Let me be very clear about this – the last thing I want to see is the COMEX destroyed. And I say this in the full and firm knowledge that if the COMEX ceased to exist tomorrow, nothing could be more immediately bullish for the price of silver. The price would explode to many times the current price in a day or a week. I’m not making any joke. If the COMEX disappeared, the central paper shorting mechanism would disappear as well. Without this central paper shorting mechanism, the Silver Managers would lose a key aspect of their control on the silver price. Everyone – miners, users, investors, speculators – would then be forced to deal in the real thing. Buying would continue, but it would be converted to real silver, and this real buying would increase dramatically, due to the unavailability of buying paper contracts. But short-selling would virtually disappear, and the only selling would be by miners and inventory holders (at some extremely high price). If the COMEX closed suddenly, it would be heaven on earth for real silver holders, and for those who pounded the table for real silver. I wouldn’t even have to urge folks to buy real silver, there would be little other choice. If the COMEX closed, it would be a bonanza to the real silver investor. But at what cost to America?

If the COMEX were to close suddenly (and remember, this is one of the actions the CFTC said they would take if things got too tough for the shorts) it would be a disaster to the US. No amount of profit to real silver investors is worth that price, in my opinion. Another major scandal and shame on our nation is the last thing we need. Real silver investors don’t need a national scandal and embarrassment in order to profit. Silver is a sure-thing investment based upon the law of supply and demand. Besides, we don’t need to close the COMEX, as the CFTC may be planning, we just need to fix it, and make it free and fair. And, remarkably, the fix is easy. A snap.

We all have a choice in how we approach anything, in that we can be positive or negative. I try to be positive about silver. While I complain about the silver manipulation, I point out it is that very manipulation that creates the lifetime buying opportunity. While I complain about the silver manipulation, I make the effort to both explain it in great detail, and offer constructive solutions to ending it. While I point out that the COMEX is at the very center of the silver manipulation, I don’t stop there, but have shown the way towards strengthening the COMEX and how to preserve and restore market integrity.

Twelve Hundred to Zero

Recently, I wrote to New York Attorney General Eliot Spitzer, asking him to help in preserving the market integrity of the COMEX (it is, after all, located in New York). I followed up by writing him again, and included my article, “The Solution”, which described how simple it was to avoid a silver market delivery default. All the COMEX had to do was make sure, by first notice day, that both longs and shorts were fully capable of fulfilling their contractual delivery obligations then and there. Longs put up the cash, shorts put up the warrants. Simple. Constructive. Positive. Contrast that to what the CFTC and COMEX have in mind – Emergency orders after the default. Forcing legitimate holders out of positions. Closing the market. Could anything be more destructive and negative than that?

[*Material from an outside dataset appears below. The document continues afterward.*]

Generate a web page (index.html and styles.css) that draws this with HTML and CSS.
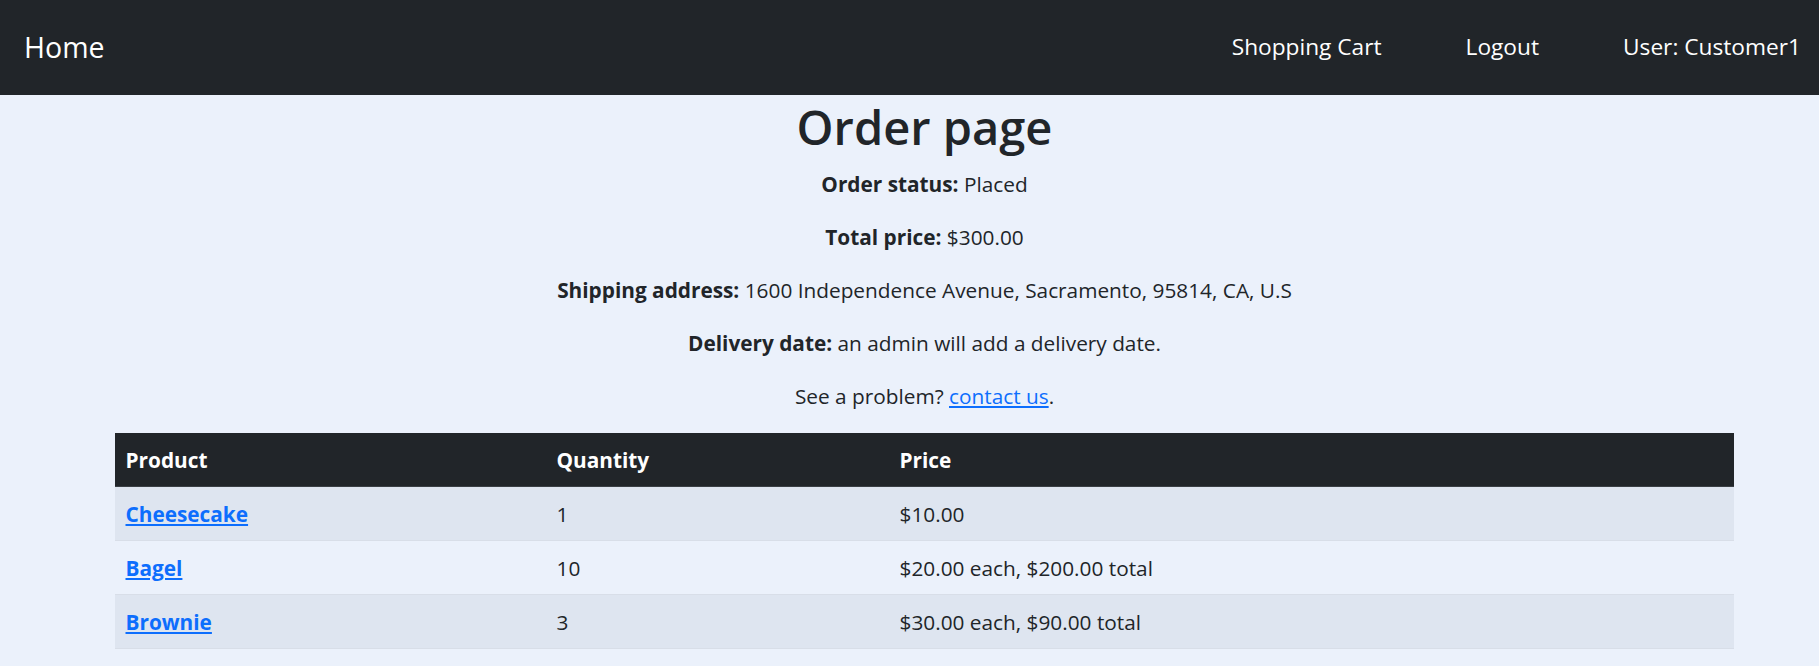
FILE: index.html
```html
<!DOCTYPE html>
<html lang="en">
<head>
<meta charset="utf-8">
<title>Order page</title>
<link rel="stylesheet" href="styles.css">
</head>
<body>
<nav class="navbar">
  <a class="brand" href="#">Home</a>
  <div class="nav-links">
    <a class="nav-link" href="#">Shopping Cart</a>
    <a class="nav-link" href="#">Logout</a>
    <span class="nav-link">User: Customer1</span>
  </div>
</nav>
<main class="container">
  <h1 class="title">Order page</h1>
  <p><b>Order status:</b> Placed</p>
  <p><b>Total price:</b> $300.00</p>
  <p><b>Shipping address:</b> 1600 Independence Avenue, Sacramento, 95814, CA, U.S</p>
  <p><b>Delivery date:</b> an admin will add a delivery date.</p>
  <p>See a problem? <a class="link" href="#">contact us</a>.</p>
  <table class="orders">
    <thead>
      <tr><th class="c1">Product</th><th class="c2">Quantity</th><th class="c3">Price</th></tr>
    </thead>
    <tbody>
      <tr><td><a class="product" href="#">Cheesecake</a></td><td>1</td><td>$10.00</td></tr>
      <tr><td><a class="product" href="#">Bagel</a></td><td>10</td><td>$20.00 each, $200.00 total</td></tr>
      <tr><td><a class="product" href="#">Brownie</a></td><td>3</td><td>$30.00 each, $90.00 total</td></tr>
    </tbody>
  </table>
</main>
</body>
</html>
```
FILE: styles.css
```css
* { box-sizing: border-box; }
html, body { margin: 0; padding: 0; }
body {
  background: #ebf1fb;
  color: #212529;
  font-family: "Open Sans", "Noto Sans", sans-serif;
  font-size: 20.8px;
  line-height: 1.5;
}
.navbar {
  height: 95px;
  background: #212529;
  display: flex;
  align-items: center;
  justify-content: space-between;
  padding: 0 18px 0 24px;
}
.brand {
  color: #fff;
  text-decoration: none;
  font-size: 28.5px;
}
.nav-links {
  display: flex;
  align-items: center;
  gap: 84px;
}
.nav-link {
  color: #fff;
  text-decoration: none;
  font-size: 22.7px;
}
.container {
  width: 1619px;
  margin-left: 115px;
  text-align: center;
}
.title {
  margin: 0 0 9px;
  font-size: 47px;
  font-weight: 600;
  line-height: 64px;
}
p {
  margin: 0 0 21px;
  line-height: 32px;
}
b { font-weight: 700; }
.link { color: #0d6efd; }
.orders {
  width: 100%;
  border-collapse: collapse;
  text-align: left;
}
.orders th, .orders td {
  padding: 10.5px 10.5px;
  line-height: 32px;
  border-bottom: 1px solid #d8dee8;
}
.orders th {
  background: #212529;
  color: #fff;
  font-weight: 700;
  border-bottom-color: #3a3f44;
}
.c1 { width: 431px; }
.c2 { width: 343px; }
.orders tbody tr:nth-child(odd) td { background: #dee5f0; }
.product {
  color: #0d6efd;
  font-weight: 700;
}
```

The fact is, I made this constructive proposal a few years back. Then, as they usually try to do, the CFTC and the COMEX ignored it, hoping it would just go away (much like they are trying to ignore my contention that silver can’t even be considered a free market, with a long term deficit and decline in inventories, without sharply higher prices). So far, the CFTC and COMEX strategy has worked – don’t answer and maybe it will just go away. But maybe that’s about to change.

The grass roots Internet petition to AG Spitzer has collected over 1200 names and numerous comments. In addition, many other people have contacted me, offering their thoughts. Remarkably, I have yet to hear one negative reaction, either to my letter to Mr. Spitzer, or to my solution. Not one. That’s because I am taking the high road. I am talking about fairness and market integrity. I am talking about saving the COMEX from a default catastrophe. You can be sure that the COMEX and CFTC are trying mightily to come up with a legitimate-sounding explanation as to why my solution should be avoided. It will not be easy for them. There are no good reasons not to adopt my solution. They can’t very well say the truth, such as, “we’re opposed to anything that levels the playing field and preserves market integrity and weakens the Silver Managers control.” At least, not to Mr. Spitzer.

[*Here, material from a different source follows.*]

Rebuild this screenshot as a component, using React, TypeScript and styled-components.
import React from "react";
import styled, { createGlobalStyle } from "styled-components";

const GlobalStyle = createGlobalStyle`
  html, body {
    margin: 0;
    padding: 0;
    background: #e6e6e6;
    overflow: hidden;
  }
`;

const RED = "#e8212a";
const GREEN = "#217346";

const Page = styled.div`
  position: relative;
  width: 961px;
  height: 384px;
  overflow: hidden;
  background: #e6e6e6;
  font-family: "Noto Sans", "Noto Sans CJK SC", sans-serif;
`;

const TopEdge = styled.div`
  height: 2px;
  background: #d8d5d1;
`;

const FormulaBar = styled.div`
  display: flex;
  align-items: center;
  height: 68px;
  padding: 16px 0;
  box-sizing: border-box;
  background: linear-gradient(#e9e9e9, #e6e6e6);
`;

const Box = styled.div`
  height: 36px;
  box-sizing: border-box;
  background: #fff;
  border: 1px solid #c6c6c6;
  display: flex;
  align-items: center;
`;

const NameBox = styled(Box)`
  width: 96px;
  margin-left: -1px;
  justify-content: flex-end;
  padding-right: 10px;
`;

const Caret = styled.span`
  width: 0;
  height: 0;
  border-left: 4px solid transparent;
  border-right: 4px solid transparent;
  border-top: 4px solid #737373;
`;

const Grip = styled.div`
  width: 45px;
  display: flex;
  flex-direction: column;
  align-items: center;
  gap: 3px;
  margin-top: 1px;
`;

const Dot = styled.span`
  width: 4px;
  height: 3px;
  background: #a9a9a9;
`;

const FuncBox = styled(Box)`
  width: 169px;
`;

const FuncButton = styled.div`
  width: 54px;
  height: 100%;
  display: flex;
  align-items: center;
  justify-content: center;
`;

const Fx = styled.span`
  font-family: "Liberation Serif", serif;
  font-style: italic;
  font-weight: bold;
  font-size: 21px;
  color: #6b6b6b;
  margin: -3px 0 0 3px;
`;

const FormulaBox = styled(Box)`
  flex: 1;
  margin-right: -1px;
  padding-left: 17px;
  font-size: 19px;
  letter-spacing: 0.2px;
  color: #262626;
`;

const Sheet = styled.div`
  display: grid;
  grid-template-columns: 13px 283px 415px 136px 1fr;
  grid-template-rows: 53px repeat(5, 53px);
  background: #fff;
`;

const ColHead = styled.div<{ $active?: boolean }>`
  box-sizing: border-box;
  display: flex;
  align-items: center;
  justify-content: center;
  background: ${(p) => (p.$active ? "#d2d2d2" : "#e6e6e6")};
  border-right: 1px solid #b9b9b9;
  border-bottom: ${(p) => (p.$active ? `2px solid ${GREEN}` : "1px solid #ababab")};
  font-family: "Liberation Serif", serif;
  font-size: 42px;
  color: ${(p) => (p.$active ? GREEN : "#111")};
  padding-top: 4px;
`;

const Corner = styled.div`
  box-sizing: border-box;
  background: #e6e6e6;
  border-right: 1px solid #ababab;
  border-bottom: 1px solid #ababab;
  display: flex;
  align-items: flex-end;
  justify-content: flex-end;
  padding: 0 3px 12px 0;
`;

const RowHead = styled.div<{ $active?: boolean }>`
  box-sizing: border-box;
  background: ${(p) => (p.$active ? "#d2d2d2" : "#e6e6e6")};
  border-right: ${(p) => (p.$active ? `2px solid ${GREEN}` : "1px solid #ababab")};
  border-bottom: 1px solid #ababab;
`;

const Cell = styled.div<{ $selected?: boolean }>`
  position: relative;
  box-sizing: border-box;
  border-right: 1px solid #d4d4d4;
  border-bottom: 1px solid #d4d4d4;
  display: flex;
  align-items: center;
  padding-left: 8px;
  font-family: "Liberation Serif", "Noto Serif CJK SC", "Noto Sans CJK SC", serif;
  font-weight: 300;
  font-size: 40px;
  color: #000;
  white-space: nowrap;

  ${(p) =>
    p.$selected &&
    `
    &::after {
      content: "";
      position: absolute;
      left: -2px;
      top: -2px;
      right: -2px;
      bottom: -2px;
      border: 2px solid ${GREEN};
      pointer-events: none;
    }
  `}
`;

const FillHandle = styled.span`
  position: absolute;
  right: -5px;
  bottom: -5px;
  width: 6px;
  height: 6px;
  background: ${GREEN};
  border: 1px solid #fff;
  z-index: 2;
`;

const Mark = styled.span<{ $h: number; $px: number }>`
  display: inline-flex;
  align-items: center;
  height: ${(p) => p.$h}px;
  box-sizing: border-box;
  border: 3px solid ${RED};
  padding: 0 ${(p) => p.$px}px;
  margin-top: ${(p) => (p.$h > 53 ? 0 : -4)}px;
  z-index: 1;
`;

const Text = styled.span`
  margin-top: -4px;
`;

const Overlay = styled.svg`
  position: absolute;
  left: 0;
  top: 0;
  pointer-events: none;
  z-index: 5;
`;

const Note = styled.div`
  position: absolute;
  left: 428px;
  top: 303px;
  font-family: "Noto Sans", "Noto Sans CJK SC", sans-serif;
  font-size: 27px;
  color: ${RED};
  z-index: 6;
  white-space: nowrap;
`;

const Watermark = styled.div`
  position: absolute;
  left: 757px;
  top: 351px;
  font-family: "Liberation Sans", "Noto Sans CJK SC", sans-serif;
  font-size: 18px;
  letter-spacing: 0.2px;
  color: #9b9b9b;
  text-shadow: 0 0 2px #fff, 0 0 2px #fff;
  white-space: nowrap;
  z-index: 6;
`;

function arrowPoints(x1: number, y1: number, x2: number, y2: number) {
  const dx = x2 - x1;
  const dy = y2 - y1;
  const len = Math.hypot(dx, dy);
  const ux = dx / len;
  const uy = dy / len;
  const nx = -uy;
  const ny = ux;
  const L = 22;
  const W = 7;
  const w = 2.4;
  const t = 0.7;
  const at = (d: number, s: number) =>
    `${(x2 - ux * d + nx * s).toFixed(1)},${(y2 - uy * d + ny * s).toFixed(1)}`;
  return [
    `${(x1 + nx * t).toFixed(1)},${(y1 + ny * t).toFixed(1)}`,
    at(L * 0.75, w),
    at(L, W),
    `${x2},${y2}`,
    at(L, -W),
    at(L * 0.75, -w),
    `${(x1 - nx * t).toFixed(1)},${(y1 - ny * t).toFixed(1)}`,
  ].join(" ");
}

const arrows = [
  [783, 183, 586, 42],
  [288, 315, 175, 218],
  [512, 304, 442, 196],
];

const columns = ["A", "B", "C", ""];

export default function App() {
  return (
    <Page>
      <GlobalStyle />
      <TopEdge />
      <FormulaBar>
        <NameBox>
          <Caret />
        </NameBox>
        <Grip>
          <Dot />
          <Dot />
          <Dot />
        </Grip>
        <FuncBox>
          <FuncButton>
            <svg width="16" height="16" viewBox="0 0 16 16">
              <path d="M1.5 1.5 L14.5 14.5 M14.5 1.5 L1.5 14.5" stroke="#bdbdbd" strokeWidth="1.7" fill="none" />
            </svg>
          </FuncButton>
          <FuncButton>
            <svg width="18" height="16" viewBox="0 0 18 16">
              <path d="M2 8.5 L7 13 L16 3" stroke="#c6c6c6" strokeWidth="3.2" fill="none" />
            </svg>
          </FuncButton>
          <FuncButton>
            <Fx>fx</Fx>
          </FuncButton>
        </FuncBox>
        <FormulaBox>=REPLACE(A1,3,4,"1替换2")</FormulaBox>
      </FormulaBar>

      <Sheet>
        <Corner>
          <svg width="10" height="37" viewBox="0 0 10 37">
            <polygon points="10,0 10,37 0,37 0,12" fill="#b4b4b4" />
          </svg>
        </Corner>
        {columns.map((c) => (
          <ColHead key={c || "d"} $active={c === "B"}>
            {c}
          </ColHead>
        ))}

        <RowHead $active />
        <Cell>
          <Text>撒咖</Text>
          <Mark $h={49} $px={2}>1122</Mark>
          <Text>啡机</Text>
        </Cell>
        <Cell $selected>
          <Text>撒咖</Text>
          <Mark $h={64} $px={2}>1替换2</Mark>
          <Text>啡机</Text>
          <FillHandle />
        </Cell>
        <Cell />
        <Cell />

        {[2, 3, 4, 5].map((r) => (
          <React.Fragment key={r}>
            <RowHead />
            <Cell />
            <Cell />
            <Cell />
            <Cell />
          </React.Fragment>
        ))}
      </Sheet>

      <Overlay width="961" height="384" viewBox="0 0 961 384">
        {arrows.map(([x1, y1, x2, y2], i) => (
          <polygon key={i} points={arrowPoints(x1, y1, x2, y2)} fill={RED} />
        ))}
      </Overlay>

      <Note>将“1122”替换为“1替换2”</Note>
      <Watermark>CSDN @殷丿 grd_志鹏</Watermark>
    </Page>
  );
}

I think you should try to put this into perspective. In little more than a week, 1200 people added their name and comments to a request that, basically, requested that Mr. Spitzer get involved with the governance of the COMEX. As I said, there was universal agreement among these people and others outside the petition, that something is wrong on the COMEX – probably the extreme size of the short position and the obvious delivery problems that portends, coupled with the unnaturally low price. To me, this means that the public distrusts the way the COMEX is run, period. And, I think, for good reason. The NYMEX/COMEX may be owned by its member/shareholders, but it is licensed by the US Congress and exists to serve the public good. Obviously, the public doesn’t feel very good about what transpires at the COMEX.

This is not normal. I am aware of no other situation, either of an exchange or of an investment item, where the informed investment public overwhelmingly suspects something is seriously wrong, save for gold, which is also traded on the COMEX. And they are making their feelings known. In advance of the problem being exposed.. This is extraordinary.

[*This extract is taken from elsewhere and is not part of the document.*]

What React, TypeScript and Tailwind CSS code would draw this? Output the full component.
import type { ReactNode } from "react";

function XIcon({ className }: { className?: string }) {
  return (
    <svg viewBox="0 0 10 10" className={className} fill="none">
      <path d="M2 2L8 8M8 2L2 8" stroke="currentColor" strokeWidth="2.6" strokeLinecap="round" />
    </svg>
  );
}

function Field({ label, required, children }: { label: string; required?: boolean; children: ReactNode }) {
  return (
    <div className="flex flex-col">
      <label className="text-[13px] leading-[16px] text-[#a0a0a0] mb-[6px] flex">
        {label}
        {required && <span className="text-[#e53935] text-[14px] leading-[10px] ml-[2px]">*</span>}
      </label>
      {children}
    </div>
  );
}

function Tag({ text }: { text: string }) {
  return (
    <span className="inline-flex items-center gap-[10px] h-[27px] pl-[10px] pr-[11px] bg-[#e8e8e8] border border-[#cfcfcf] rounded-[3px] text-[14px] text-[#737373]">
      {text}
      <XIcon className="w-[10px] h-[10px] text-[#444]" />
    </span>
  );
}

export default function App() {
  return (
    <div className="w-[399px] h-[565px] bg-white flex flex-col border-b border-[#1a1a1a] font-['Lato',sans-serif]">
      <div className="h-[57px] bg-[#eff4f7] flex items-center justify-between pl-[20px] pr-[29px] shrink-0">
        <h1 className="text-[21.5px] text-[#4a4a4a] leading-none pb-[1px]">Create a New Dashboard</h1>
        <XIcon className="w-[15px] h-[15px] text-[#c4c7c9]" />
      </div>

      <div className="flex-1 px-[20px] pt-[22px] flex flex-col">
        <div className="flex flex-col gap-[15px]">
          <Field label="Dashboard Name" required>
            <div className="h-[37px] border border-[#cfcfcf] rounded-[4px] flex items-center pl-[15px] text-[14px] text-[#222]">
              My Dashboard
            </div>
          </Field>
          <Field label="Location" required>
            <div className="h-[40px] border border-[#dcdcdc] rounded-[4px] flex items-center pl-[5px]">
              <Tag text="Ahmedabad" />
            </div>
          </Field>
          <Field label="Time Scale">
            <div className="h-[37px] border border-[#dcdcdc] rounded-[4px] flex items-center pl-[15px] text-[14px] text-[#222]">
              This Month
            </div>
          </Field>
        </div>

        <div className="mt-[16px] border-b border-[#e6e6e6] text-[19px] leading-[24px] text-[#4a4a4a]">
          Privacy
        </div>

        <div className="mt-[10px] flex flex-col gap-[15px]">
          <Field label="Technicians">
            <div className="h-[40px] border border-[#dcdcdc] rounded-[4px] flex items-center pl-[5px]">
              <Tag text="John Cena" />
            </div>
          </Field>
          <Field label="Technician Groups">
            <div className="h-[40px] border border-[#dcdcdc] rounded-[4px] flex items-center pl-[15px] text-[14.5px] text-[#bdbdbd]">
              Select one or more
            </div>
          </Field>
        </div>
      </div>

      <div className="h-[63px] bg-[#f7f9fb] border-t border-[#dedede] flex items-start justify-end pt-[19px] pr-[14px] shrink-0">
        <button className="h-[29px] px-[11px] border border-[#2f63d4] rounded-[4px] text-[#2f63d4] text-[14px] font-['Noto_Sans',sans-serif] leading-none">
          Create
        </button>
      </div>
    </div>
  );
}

I’m speculating here, but I think this thing is close to unraveling. Admittedly, I may be too close to the situation, but it feels like something big is about to unfold. As always, timing is a guess. Also as always, owning real silver eliminates any concerns about timing, save one – the time to own your maximum real silver position is before, not after, something big comes to a head.

As I was finishing this article, I received a response from the New York Attorney General, Eliot Spitzer, to my letter to him of September 15. His letter was dated October 1, which indicates he had not received a follow-up letter I sent to him, offering my solution to the delivery default potential on the COMEX. (See last week’s article, “The Solution”). Also, Mr. Spitzer’s response was sent before he received the results of the petition (courtesy of the person responsible for that petition, Russell Townsend)

Dear Mr. Butler:

Thank you for taking the time to express your support for my efforts to investigate conflicts of interest on Wall Street and to restore integrity to corporate America. Your kind words mean a great deal to me.

In addition, thank you for making me aware of your concerns regarding price manipulation in the COMEX silver market. I have forwarded your correspondence to the appropriate members of my staff. I am sure that your comments will be of interest to them.

Once again, thank you for taking the time to write and for sharing your views.